Actually it would be in first gear... probably near the efficiency peak since with that gearing the thing hits max rpms (no load) at around 32 mph. So the "sweet spot" for maximum mileage would probably be closer to 10 mph... very low that's for sure... booooring! :shock:

But the goal shouldn't be efficiency alone... the idea is to figure out how to get as much "bang for the buck" as you can. If with "less" you can do "more" then that's always better.
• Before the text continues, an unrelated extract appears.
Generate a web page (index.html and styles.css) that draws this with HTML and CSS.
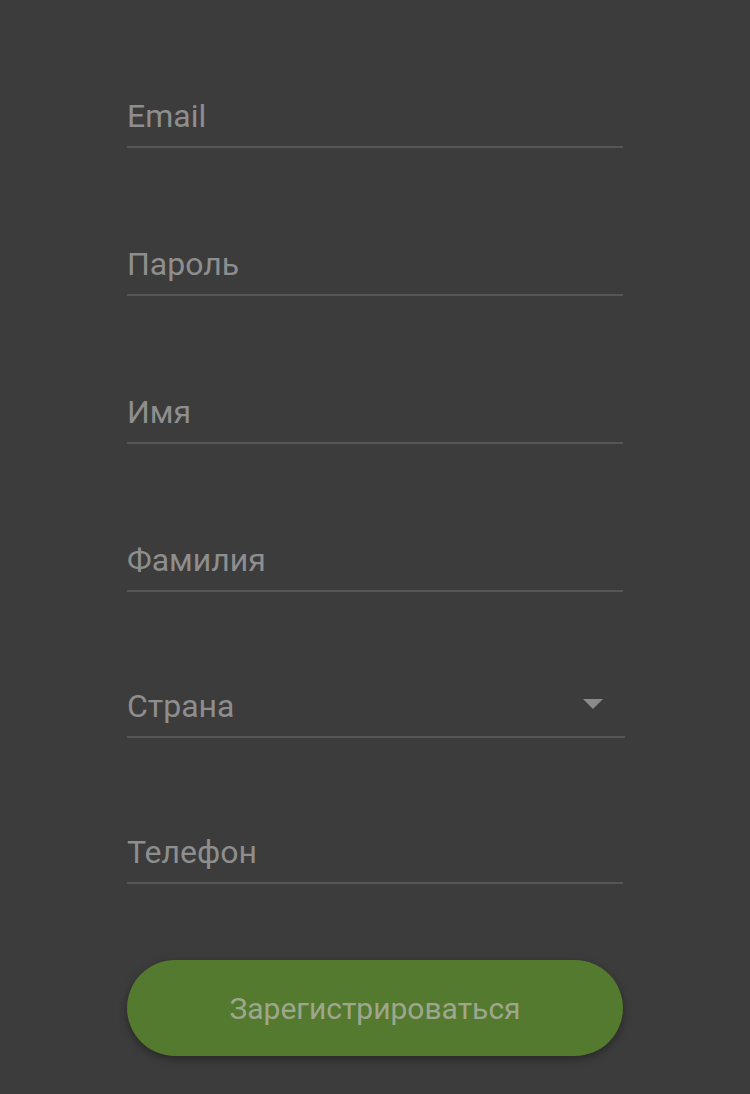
FILE: index.html
```html
<!DOCTYPE html>
<html lang="ru">
<head>
<meta charset="utf-8">
<title>Регистрация</title>
<link rel="stylesheet" href="styles.css">
</head>
<body>
<form class="form">
  <div class="field"><span class="label">Email</span></div>
  <div class="field"><span class="label">Пароль</span></div>
  <div class="field"><span class="label">Имя</span></div>
  <div class="field field-before-select"><span class="label">Фамилия</span></div>
  <div class="field field-select">
    <span class="label">Страна</span>
    <svg class="caret" width="20" height="10" viewBox="0 0 20 10"><path d="M0 0 L20 0 L10 10 Z" fill="#8a8a8a"/></svg>
  </div>
  <div class="field field-last"><span class="label">Телефон</span></div>
  <button type="button" class="submit">Зарегистрироваться</button>
</form>
</body>
</html>
```
FILE: styles.css
```css
html, body {
  margin: 0;
  padding: 0;
  background: #3c3c3c;
  height: 100%;
}
body {
  font-family: Roboto, "Noto Sans", "Liberation Sans", sans-serif;
}
.form {
  display: flex;
  flex-direction: column;
  padding: 97px 0 0 127px;
  width: 498px;
}
.field {
  width: 496px;
  display: flex;
  align-items: flex-start;
  justify-content: space-between;
  padding-bottom: 10px;
  border-bottom: 2px solid #565656;
  margin-bottom: 97px;
}
.field-before-select {
  margin-bottom: 95px;
}
.field-select {
  width: 498px;
  margin-bottom: 95px;
}
.field-last {
  margin-bottom: 76px;
}
.label {
  font-size: 32px;
  line-height: 39px;
  color: #8e8e8e;
}
.caret {
  margin-top: 12px;
  margin-right: 22px;
}
.submit {
  width: 496px;
  height: 96px;
  border: none;
  border-radius: 48px;
  background: #537a2e;
  color: #a0a68e;
  font-family: Roboto, "Noto Sans", "Liberation Sans", sans-serif;
  font-size: 30px;
  padding: 0;
  box-shadow: 0 3px 8px rgba(0, 0, 0, 0.35);
  cursor: pointer;
}
```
:idea: "Sport Riding" means wanting to get the most out of the bike in every way. Gearing helps. Aerodynamics helps. Weight distribution that is correct helps. Frame geometry and rigidity helps. Motors that approach the "ideal" for efficiency help. There's probably more, but you get the idea... every little bit adds up to be included in the "whole". Being able to "choose" to ride slow and boring and with long range or fast and exciting with as little losses as possible is also nice. 8)


I'll be looking forward to the fiberglass fairings I make this summer to see the improvements in top speed. It should add a few mph to the top end... maybe as much as 5 mph...
 
I'm doing the math and I think your table (while nice) is a little optimistic.

For example, 20 mph and 21 watt hrs/mile.

From my experience on my last range test:

21 * 13.5 miles = 283.5 watt hrs
283.5 / 56 = 5.06 amp hours

I had 6 amp hours before pooping out. Maybe you should add a correction factor of 1.2 for real world conditions.
 
From my experience on my last range test:

21 * 13.5 miles = 283.5 watt hrs
283.5 / 56 = 5.06 amp hours

I had 6 amp hours before pooping out. Maybe you should add a correction factor of 1.2 for real world conditions.

The chart assumes no extra wind (completely calm day), and a completely level ride. It's also for the 5304 hubmotor running at 84 volts with .25 ohms of electrical resistance. Higher voltage of course means improved electrical/motor efficiency.

That your real-real-world results at 67% voltage were within 17% of predicted, I think speaks well of the chart's accuracy.